(EXERCISE DETAILS):
Reproduce each line of the material precisely.

---

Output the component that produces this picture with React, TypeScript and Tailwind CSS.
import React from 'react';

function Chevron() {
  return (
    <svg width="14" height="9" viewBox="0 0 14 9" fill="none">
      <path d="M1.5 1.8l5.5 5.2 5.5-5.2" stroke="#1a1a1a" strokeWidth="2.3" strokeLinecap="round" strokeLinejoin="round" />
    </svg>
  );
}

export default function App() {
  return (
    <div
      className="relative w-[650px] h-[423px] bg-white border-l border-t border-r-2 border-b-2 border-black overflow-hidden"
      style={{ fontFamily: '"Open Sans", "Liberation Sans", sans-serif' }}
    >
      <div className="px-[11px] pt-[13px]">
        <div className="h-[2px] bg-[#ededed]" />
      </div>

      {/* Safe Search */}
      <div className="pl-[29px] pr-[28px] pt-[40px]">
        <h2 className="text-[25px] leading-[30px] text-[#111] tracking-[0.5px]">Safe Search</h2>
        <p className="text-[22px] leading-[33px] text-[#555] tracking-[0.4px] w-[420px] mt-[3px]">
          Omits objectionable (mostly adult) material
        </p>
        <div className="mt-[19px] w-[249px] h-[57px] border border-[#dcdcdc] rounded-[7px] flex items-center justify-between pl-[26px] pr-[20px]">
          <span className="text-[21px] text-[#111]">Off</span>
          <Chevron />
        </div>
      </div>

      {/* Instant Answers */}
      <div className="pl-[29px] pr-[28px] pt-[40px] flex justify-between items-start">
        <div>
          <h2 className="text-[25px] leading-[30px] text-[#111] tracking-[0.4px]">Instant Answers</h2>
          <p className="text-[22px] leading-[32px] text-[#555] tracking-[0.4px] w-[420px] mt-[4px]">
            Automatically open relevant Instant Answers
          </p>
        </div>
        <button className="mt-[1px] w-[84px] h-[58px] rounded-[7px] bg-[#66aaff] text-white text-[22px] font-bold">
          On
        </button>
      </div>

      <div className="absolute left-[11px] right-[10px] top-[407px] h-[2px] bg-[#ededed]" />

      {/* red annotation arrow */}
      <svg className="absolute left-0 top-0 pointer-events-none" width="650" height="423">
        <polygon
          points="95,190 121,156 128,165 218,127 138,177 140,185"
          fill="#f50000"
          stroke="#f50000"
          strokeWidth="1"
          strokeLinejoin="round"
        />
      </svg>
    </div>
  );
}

---

(THE SOLUTION):
Output the component that produces this picture with React, TypeScript and Tailwind CSS.
import React from 'react';

function Chevron() {
  return (
    <svg width="14" height="9" viewBox="0 0 14 9" fill="none">
      <path d="M1.5 1.8l5.5 5.2 5.5-5.2" stroke="#1a1a1a" strokeWidth="2.3" strokeLinecap="round" strokeLinejoin="round" />
    </svg>
  );
}

export default function App() {
  return (
    <div
      className="relative w-[650px] h-[423px] bg-white border-l border-t border-r-2 border-b-2 border-black overflow-hidden"
      style={{ fontFamily: '"Open Sans", "Liberation Sans", sans-serif' }}
    >
      <div className="px-[11px] pt-[13px]">
        <div className="h-[2px] bg-[#ededed]" />
      </div>

      {/* Safe Search */}
      <div className="pl-[29px] pr-[28px] pt-[40px]">
        <h2 className="text-[25px] leading-[30px] text-[#111] tracking-[0.5px]">Safe Search</h2>
        <p className="text-[22px] leading-[33px] text-[#555] tracking-[0.4px] w-[420px] mt-[3px]">
          Omits objectionable (mostly adult) material
        </p>
        <div className="mt-[19px] w-[249px] h-[57px] border border-[#dcdcdc] rounded-[7px] flex items-center justify-between pl-[26px] pr-[20px]">
          <span className="text-[21px] text-[#111]">Off</span>
          <Chevron />
        </div>
      </div>

      {/* Instant Answers */}
      <div className="pl-[29px] pr-[28px] pt-[40px] flex justify-between items-start">
        <div>
          <h2 className="text-[25px] leading-[30px] text-[#111] tracking-[0.4px]">Instant Answers</h2>
          <p className="text-[22px] leading-[32px] text-[#555] tracking-[0.4px] w-[420px] mt-[4px]">
            Automatically open relevant Instant Answers
          </p>
        </div>
        <button className="mt-[1px] w-[84px] h-[58px] rounded-[7px] bg-[#66aaff] text-white text-[22px] font-bold">
          On
        </button>
      </div>

      <div className="absolute left-[11px] right-[10px] top-[407px] h-[2px] bg-[#ededed]" />

      {/* red annotation arrow */}
      <svg className="absolute left-0 top-0 pointer-events-none" width="650" height="423">
        <polygon
          points="95,190 121,156 128,165 218,127 138,177 140,185"
          fill="#f50000"
          stroke="#f50000"
          strokeWidth="1"
          strokeLinejoin="round"
        />
      </svg>
    </div>
  );
}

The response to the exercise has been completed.